W przedostatnim spotkaniu czeskiej ekstraligi, RC Havirov z Krakowianami w składzie, pokonał na wyjeździe RC Prelouć 12:34 (7:15). Zwycięstwo prawdopodobnie pozwoli drużynie utrzymać 7 miejsce w tabeli, zapewniające pozostanie w gronie najlepszych. Wśród przyłożeń, jedno znów zostało zapisane na konto zawodnika Salwator Juvenii - Maćka Bielawskiego.
W pierwszym składzie RC Havirov, wybiegł tylko jeden z Krakowian. Maciej Bielawski zajął pozycję filara, na której pozostał niemal 70 minut, bardzo dobrze prezentując się zarówno w akcjach ofensywnych, jak i obronie. Pierwsze minuty wskazywały, że stroną absolutnie dominującą będzie w tym spotkaniu Havirov. Już po rozpoczęciu, wiązacz gości ruszył rajdem, lewą stroną boiska i odbijając od siebie trzech przeciwników, niepotrzebnie zwolnił przed polem i został zatrzymany. Chwilę później, właściwie na polu punktowym nastąpiło nieporozumienie i piłkę przejęli gospodarze, a najbliższy zdobycia pierwszych punktów był właśnie Maciek Bielawski. Po kilku minutach złudzeń graczy z Prelouć nie pozostawił Martin Ćmiel, który po wspaniałym sprincie, minął obrońcę, kopiąc piłkę po ziemi na pole i tym samym, zdobywając swoje pierwsze z trzech przyłożeń w tym spotkaniu. Po karnym wykorzystanym przez Alesza Klode, było 8:0. W tym momencie jednak nastąpiło rozprężenie w szeregach gości. Walka stała się wyrównana, a obie strony popełniały rażące błędy, w szczególności w obronie. Wtedy też Prelouć zdobył swoje pierwsze przyłożenie, po przekopie łącznika młyna i braku reakcji ze strony zawodników Havirova. Na całe szczęście na skrzydle wciąż biegał Martin Ćmiel, który w podobnym stylu, jak pierwszą, zdobył drugą piątkę, wprowadzając piłkę nogą, za linię końcową.
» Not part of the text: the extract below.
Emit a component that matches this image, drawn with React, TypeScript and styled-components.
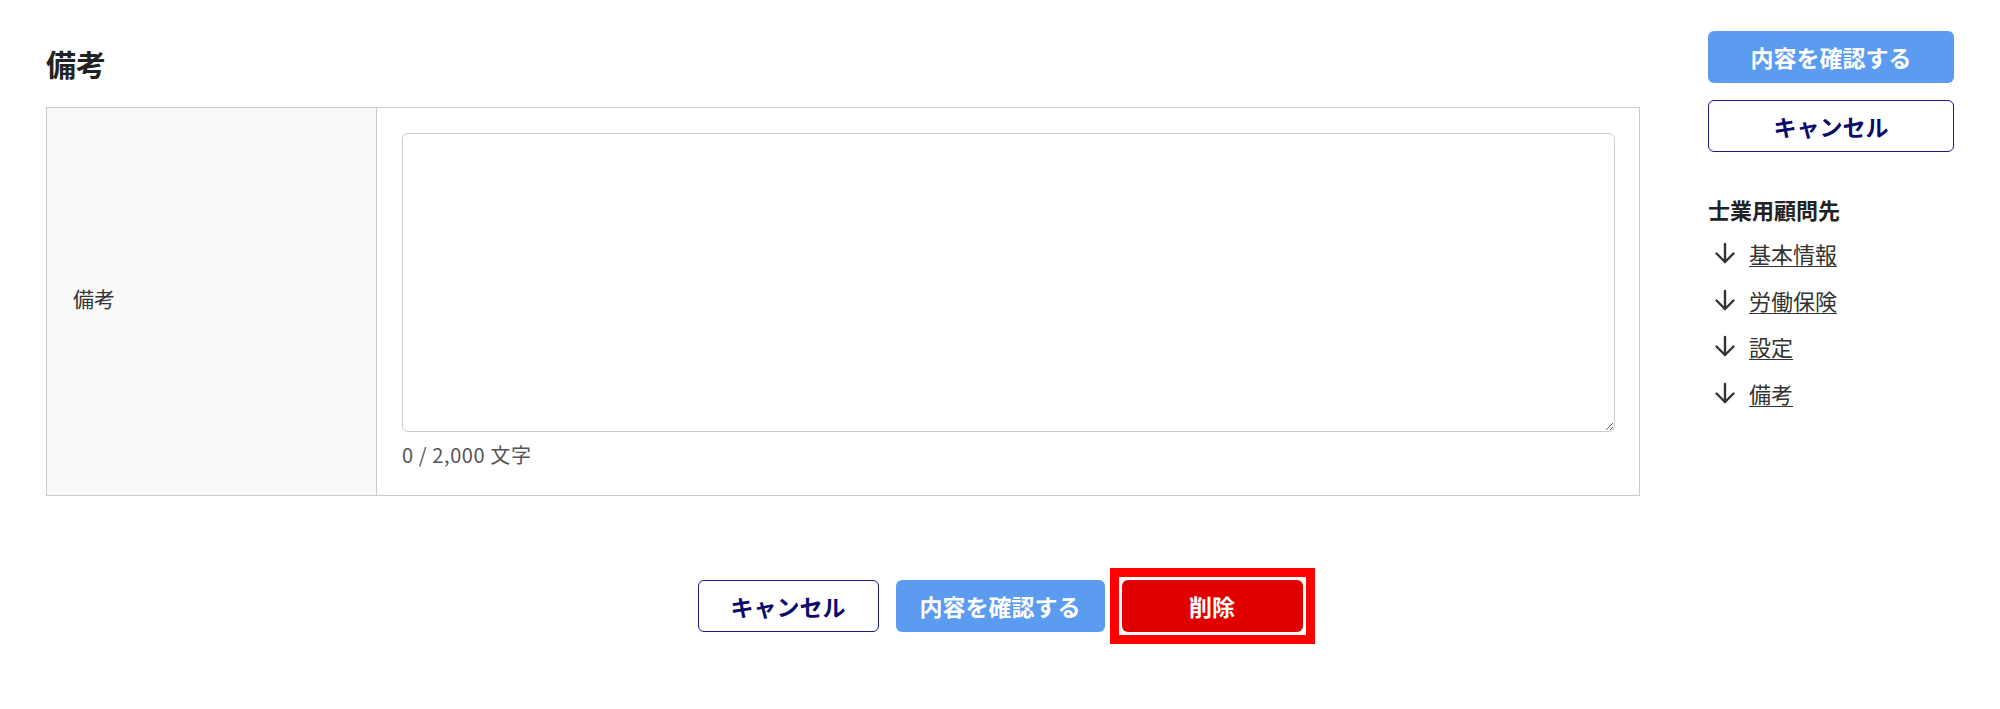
import React, { useState } from "react";
import styled, { createGlobalStyle } from "styled-components";

const GlobalStyle = createGlobalStyle`
  html, body {
    margin: 0;
    padding: 0;
    background: #fff;
  }
  body {
    font-family: "Noto Sans CJK JP", "Noto Sans", sans-serif;
    color: #333;
  }
`

const Page = styled.div`
  width: 2000px;
  box-sizing: border-box;
  padding: 31px 46px 60px;
`

const TopRow = styled.div`
  display: flex;
  align-items: flex-start;
  gap: 68px;
`

const Main = styled.main`
  flex: 1;
  padding-top: 12px;
`

const SectionTitle = styled.h2`
  margin: 0 0 24px;
  font-size: 30px;
  line-height: 40px;
  font-weight: 700;
  color: #222;
`

const FormTable = styled.div`
  display: grid;
  grid-template-columns: 330px 1fr;
  border: 1px solid #ccc;
`

const HeadCell = styled.div`
  display: flex;
  align-items: center;
  padding: 0 0 8px 26px;
  background: #f9f9f9;
  border-right: 1px solid #ccc;
  font-size: 21px;
  color: #333;
`

const BodyCell = styled.div`
  padding: 25px 24px 26px 25px;
`

const TextArea = styled.textarea`
  display: block;
  box-sizing: border-box;
  width: 100%;
  height: 299px;
  border: 1px solid #ccc;
  border-radius: 6px;
  padding: 10px;
  font-family: inherit;
  font-size: 20px;
  resize: vertical;
  outline: none;
`

const Counter = styled.div`
  margin-top: 9px;
  font-size: 20px;
  line-height: 28px;
  color: #555;
  letter-spacing: 0.03em;
`

const Sidebar = styled.aside`
  width: 246px;
  display: flex;
  flex-direction: column;
`

const Button = styled.button<{ $variant: "primary" | "outline" | "danger"; $width?: number }>`
  box-sizing: border-box;
  width: ${p => (p.$width ? `${p.$width}px` : "100%")};
  height: 52px;
  border-radius: 6px;
  font-family: inherit;
  font-size: 23px;
  font-weight: 700;
  cursor: pointer;
  display: flex;
  align-items: center;
  justify-content: center;
  border: ${p => (p.$variant === "outline" ? "1.5px solid #1c1c7c" : "none")};
  background: ${p =>
    p.$variant === "primary" ? "#5b9bf0" : p.$variant === "danger" ? "#e00000" : "#fff"};
  color: ${p => (p.$variant === "outline" ? "#0b0b6b" : "#fff")};
`

const SideButtons = styled.div`
  display: flex;
  flex-direction: column;
  gap: 17px;
`

const NavTitle = styled.div`
  margin-top: 42px;
  font-size: 22px;
  line-height: 30px;
  font-weight: 700;
  color: #222;
`

const NavList = styled.ul`
  list-style: none;
  margin: 6px 0 0;
  padding: 0;
`

const NavItem = styled.li`
  display: flex;
  align-items: center;
  height: 46.5px;
  padding-left: 6px;
  gap: 13px;
`

const NavLink = styled.a`
  font-size: 22px;
  color: #333;
  text-decoration: underline;
  text-underline-offset: 3px;
  text-decoration-thickness: 1px;
  cursor: pointer;
`

const Footer = styled.div`
  display: flex;
  justify-content: center;
  gap: 17px;
  margin-top: 84px;
`

const Highlight = styled.div`
  outline: 9px solid #ff0000;
  outline-offset: 3px;
`

const ArrowDown = () => (
  <svg width="22" height="22" viewBox="0 0 22 22" fill="none" stroke="#333" strokeWidth="2.4" strokeLinecap="round" strokeLinejoin="round">
    <path d="M11 2V20" />
    <path d="M2.5 11.5L11 20L19.5 11.5" />
  </svg>
)

const navItems = ["基本情報", "労働保険", "設定", "備考"]

export default function App() {
  const [note, setNote] = useState("")

  return (
    <>
      <GlobalStyle />
      <Page>
        <TopRow>
          <Main>
            <SectionTitle>備考</SectionTitle>
            <FormTable>
              <HeadCell>備考</HeadCell>
              <BodyCell>
                <TextArea value={note} onChange={e => setNote(e.target.value)} />
                <Counter>{note.length} / 2,000 文字</Counter>
              </BodyCell>
            </FormTable>
          </Main>
          <Sidebar>
            <SideButtons>
              <Button $variant="primary">内容を確認する</Button>
              <Button $variant="outline">キャンセル</Button>
            </SideButtons>
            <NavTitle>士業用顧問先</NavTitle>
            <NavList>
              {navItems.map(item => (
                <NavItem key={item}>
                  <ArrowDown />
                  <NavLink>{item}</NavLink>
                </NavItem>
              ))}
            </NavList>
          </Sidebar>
        </TopRow>
        <Footer>
          <Button $variant="outline" $width={181}>キャンセル</Button>
          <Button $variant="primary" $width={209}>内容を確認する</Button>
          <Highlight>
            <Button $variant="danger" $width={181}>削除</Button>
          </Highlight>
        </Footer>
      </Page>
    </>
  )
}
W drugiej połowie Havirov był stroną dominującą, choć błędy w obronie są prawdziwą zmorą tego zespołu. W szczególności słaba szarża indywidualna. Doskonale radzą sobie jednak w grze penetracyjnej. Właśnie po grze kontynuacyjnej "na kontakcie" i doskonałym zachowaniu Olszańskiego, swoją okazję wykorzystał Maciej Bielawski. Bardzo szybko zareagował i grając obok przegrupowania, przedarł się na pole punktowe, powiększając tym samym dystans punktowy. Po szybkim karnym kładł jeszcze po raz trzeci Martin Ćmiel, a przechwyconą na własnym polu obronnym piłkę, 80-metrowym sprintem, doniósł Pavel Kozubik. Przy wyniku 34:7, gościom właściwie nic już nie groziło. Niestety w ostatnich minutach, broniący się Havirov popełnił błąd. Alesz Kloda, zamiast oddalić piłkę od swojego pola, dalekim kopem w aut, spróbował delikatnego przekopu, który został przechwycony przez rugbistę Prelouć. Zawodnik bez problemu pokonał brakujące do linii końcowej 5 metrów i zamknął tym samym wynik. Drugi z zawodników z Krakowa, Kajetan Cyganik, pojawił się na boisku dopiero w 75 minucie spotkania.